The cylinders are inserted at one end in the plate of the smoke-box, and at the other in the tube-plate of the boiler. They are closed at either end by cast iron covers, nearly an inch thick, flanged on by bolts and screws. In the cover of the cylinder attached to the tube-plate is a stuffing-box, in which the piston rod plays. The metallic pistons used in locomotive engines do not differ materially from those already described, and therefore need not be here particularly noticed. From their horizontal position they have a tendency to wear unequally in the cylinders, their weight pressing them on one side only; but from their small magnitude this effect is found to be imperceptible in practice. In the engine here described the stroke of the piston is eighteen inches, and this is the most usual length of stroke in locomotive engines. The piston, in its play, comes at either end within about half an inch of the inner surface of the covers of the cylinders, this space being allowed to prevent collision.

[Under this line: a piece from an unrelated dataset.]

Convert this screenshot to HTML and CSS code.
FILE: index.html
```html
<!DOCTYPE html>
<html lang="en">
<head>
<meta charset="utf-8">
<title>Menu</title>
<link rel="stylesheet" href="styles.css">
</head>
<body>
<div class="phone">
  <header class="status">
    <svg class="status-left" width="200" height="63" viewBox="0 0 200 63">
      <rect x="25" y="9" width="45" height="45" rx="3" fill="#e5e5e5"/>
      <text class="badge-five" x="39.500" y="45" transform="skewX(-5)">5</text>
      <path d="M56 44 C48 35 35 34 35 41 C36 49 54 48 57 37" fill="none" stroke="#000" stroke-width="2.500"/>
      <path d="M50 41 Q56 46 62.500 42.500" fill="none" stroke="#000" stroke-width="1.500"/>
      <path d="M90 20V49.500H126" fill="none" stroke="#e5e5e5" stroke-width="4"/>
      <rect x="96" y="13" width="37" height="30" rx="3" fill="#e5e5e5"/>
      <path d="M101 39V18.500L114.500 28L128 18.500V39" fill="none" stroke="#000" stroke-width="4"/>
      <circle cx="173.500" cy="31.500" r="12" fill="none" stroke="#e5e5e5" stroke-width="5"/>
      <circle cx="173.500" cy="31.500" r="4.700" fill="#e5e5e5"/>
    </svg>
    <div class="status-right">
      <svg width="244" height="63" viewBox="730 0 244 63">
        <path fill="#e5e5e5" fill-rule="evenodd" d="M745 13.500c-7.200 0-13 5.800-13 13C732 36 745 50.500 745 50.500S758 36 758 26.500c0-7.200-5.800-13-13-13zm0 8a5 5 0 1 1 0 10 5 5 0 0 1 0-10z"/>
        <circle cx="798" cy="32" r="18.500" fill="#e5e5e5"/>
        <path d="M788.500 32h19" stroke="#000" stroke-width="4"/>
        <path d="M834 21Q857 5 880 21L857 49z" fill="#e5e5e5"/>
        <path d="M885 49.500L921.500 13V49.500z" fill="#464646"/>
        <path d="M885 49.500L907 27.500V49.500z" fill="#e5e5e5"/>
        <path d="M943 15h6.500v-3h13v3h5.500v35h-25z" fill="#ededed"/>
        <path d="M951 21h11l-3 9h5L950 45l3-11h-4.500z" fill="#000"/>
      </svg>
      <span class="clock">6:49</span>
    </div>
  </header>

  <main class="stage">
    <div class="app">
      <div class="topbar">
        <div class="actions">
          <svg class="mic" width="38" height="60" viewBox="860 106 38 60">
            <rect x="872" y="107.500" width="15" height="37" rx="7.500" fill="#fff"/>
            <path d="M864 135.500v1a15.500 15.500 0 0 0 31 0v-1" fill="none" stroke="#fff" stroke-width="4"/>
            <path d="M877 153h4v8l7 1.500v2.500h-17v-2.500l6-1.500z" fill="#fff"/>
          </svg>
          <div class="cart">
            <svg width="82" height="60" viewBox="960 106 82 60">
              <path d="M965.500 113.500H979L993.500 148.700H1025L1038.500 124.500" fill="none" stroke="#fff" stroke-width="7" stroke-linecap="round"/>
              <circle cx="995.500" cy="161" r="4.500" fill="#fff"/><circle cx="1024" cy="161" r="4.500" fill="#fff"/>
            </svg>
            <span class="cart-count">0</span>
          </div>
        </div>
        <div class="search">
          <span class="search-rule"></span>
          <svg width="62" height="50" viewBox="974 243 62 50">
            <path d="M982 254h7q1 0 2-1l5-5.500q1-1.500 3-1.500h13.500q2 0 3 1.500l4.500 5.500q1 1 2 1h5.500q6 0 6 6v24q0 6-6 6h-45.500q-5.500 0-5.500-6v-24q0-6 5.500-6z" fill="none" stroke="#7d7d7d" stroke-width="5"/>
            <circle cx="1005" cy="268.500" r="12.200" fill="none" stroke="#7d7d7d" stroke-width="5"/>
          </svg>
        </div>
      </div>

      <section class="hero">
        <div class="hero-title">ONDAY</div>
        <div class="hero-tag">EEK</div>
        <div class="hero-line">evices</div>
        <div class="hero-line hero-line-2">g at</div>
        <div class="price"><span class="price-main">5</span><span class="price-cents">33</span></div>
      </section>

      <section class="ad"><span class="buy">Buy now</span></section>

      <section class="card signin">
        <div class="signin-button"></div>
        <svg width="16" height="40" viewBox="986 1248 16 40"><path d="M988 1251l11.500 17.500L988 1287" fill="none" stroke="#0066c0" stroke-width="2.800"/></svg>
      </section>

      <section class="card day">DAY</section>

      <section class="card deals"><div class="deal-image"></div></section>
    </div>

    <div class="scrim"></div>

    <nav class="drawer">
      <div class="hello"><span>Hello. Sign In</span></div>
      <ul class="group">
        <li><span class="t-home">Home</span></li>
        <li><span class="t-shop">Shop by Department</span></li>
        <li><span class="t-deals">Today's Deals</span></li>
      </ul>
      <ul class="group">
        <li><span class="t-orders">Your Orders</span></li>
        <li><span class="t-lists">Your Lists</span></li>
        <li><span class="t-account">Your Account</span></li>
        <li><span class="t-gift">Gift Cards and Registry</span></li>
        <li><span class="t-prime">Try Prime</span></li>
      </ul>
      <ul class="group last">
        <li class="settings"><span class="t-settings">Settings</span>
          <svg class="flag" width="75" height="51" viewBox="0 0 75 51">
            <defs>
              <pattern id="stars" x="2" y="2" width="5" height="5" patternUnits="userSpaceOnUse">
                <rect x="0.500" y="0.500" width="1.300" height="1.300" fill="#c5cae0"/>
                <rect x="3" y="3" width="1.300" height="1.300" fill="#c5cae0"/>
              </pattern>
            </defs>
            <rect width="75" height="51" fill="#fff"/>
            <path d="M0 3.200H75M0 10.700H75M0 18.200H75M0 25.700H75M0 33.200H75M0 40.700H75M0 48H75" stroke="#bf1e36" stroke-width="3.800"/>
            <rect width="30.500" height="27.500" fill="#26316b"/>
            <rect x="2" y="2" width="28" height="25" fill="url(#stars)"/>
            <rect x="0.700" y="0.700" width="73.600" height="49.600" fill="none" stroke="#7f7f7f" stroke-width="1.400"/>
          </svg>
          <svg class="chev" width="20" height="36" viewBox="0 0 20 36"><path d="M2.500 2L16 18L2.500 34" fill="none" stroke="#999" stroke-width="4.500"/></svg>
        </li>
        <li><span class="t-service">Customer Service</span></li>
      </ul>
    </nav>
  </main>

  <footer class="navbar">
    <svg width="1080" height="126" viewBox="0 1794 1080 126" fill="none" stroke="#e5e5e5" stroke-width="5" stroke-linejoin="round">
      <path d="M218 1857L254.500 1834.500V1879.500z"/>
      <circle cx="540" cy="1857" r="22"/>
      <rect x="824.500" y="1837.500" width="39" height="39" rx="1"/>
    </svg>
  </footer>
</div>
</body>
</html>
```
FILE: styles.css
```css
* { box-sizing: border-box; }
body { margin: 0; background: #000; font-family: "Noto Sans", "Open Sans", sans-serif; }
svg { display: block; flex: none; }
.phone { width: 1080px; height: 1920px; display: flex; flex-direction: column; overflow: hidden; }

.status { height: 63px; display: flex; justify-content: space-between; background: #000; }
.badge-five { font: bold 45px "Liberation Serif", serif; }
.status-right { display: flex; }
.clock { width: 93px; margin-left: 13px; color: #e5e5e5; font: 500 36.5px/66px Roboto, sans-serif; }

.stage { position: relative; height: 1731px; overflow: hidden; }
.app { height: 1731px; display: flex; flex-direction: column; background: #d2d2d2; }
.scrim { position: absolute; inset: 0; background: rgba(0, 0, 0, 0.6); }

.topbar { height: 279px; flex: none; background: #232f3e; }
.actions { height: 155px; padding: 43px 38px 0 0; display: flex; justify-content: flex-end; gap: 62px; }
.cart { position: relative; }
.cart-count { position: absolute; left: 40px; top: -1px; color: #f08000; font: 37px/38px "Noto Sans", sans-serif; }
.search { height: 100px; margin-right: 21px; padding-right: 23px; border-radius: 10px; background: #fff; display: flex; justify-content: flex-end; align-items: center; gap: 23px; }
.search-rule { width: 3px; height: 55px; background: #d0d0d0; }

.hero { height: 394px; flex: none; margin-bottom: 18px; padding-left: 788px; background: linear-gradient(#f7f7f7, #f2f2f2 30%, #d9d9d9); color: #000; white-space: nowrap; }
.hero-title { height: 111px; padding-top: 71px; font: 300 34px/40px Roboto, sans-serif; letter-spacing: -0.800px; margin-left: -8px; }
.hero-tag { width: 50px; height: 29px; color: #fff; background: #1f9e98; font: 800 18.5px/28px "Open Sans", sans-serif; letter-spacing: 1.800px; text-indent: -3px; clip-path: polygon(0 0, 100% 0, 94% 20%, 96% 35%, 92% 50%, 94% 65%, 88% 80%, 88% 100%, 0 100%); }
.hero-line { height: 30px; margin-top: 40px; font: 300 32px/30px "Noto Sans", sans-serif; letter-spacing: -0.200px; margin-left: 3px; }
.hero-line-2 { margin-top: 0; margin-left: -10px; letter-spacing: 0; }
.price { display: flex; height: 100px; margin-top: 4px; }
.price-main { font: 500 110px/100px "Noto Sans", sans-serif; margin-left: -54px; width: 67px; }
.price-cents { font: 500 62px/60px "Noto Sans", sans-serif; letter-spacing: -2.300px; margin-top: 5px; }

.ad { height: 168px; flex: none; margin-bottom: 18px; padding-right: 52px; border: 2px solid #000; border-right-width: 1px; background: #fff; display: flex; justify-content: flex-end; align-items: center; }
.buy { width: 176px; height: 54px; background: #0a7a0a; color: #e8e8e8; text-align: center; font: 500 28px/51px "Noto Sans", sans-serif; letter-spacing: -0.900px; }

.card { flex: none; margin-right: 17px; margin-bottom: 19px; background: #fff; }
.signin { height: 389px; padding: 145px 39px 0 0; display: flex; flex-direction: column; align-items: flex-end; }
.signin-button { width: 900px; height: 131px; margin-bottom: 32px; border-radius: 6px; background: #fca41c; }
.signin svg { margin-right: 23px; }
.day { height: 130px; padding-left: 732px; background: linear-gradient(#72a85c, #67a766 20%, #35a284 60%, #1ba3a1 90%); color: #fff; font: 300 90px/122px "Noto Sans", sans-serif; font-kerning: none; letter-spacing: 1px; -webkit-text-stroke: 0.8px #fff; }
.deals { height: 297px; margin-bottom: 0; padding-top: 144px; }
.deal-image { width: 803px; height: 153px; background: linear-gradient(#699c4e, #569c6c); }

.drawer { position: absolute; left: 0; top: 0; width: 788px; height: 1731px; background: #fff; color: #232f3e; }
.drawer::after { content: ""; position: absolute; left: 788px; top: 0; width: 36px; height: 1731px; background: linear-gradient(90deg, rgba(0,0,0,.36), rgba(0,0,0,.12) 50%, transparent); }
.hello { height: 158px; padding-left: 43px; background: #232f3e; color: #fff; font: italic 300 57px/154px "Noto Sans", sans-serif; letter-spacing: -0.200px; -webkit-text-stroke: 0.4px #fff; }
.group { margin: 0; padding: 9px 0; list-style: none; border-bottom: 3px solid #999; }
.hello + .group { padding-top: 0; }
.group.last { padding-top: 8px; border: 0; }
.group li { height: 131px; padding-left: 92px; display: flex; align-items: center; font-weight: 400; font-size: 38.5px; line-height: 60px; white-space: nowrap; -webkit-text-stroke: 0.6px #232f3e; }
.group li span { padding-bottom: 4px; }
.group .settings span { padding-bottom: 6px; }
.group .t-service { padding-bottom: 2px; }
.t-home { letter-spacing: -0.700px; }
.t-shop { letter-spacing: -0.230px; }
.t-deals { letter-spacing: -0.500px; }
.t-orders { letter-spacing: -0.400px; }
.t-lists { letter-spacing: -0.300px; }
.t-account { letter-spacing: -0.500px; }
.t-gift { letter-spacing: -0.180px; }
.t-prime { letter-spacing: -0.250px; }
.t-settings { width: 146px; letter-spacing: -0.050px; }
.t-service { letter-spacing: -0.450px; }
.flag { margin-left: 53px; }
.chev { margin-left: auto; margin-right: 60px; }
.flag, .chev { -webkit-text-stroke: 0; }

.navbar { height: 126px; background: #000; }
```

In the foremost cover of the cylinder is inserted a cock q′ ([fig. 97.] [99.]), by which any water which may collect in the cylinder by condensation or priming may be discharged. A cock r′ ([fig. 97.]), communicating with a small tube proceeding from the branches of the waste pipe p′ ([fig. 104.]), is likewise provided to discharge from that pipe any water which may be [Pg375] collected in it. After the steam has been admitted to work the piston through the slide-valve, and has been discharged through the waste-port by shifting that valve, it passes through the pipe p′ into the blast-pipe p, from the mouth of which it issues, with great force, up the funnel G. When the motion of the engine is rapid, the steam from the two cylinders proceeds in an almost uninterrupted current from the blast-pipe, and causes a strong draft up the chimney. The heated air which passes from the mouths of the tubes into the smoke-box is drawn up by this current, and a corresponding draft is produced in the fire-box.

Fig. 107.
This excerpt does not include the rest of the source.